Rep. Marilyn Strickland of Tacoma said the debate over whether Democrats should move further to the left or to the center on specific policies could miss a bigger point about how they relate to voters.

“I ask myself sometimes, was this election really about issues?” she said. “Sometimes we forget that this is a communication business as much as anything else. For us as a party, we have to constantly communicate with voters and tell them what the value proposition is, and we have to do it in terms that you can put on a bumper sticker.”

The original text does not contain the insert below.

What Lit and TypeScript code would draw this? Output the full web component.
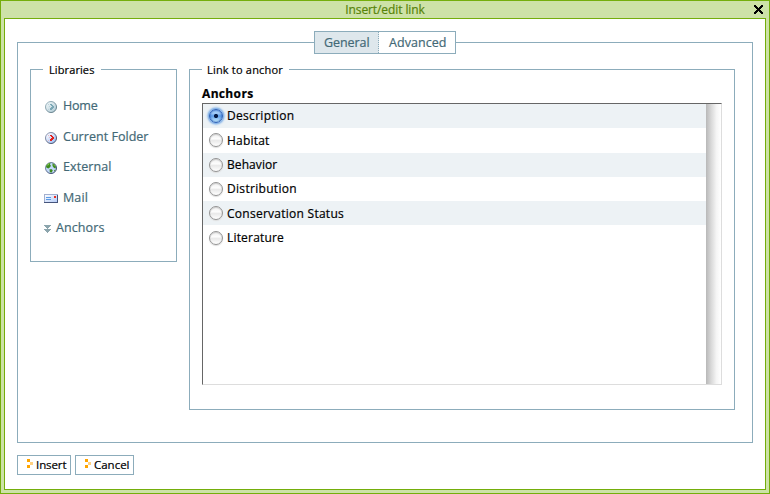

Rep. Kim Schrier, whose district stretches from Wenatchee to the Seattle suburbs, handily won re-election by outperforming Harris in Washington’s most purple district. She also warned against jumping to conclusions about the election results but said she has built trust with her constituents just by showing up and working on issues they care about.

“The extremes in both parties have the loudest megaphones,” she said. “And that’s very destructive, because most of us, like most of the country, are right around the middle – left of center, right of center, but very pragmatic. Real people with real families.”

Despite their disagreements, the Washington Democrats all voiced the idea that their party needs to do a better job of listening and focus on the issues that matter most to voters. Sen. Maria Cantwell, who leads the Senate Committee on Commerce, Science and Transportation, said the “megaphone” for Democrats needs to be all about the economic concerns that drove voters to change the party in control of the Senate and the White House.

“We might have had job growth in the economy, but the price economy was the real issue,” she said. “I think you have to show people that you’re fighting on their side and that you really are working on policies that really could help the underlying condition.”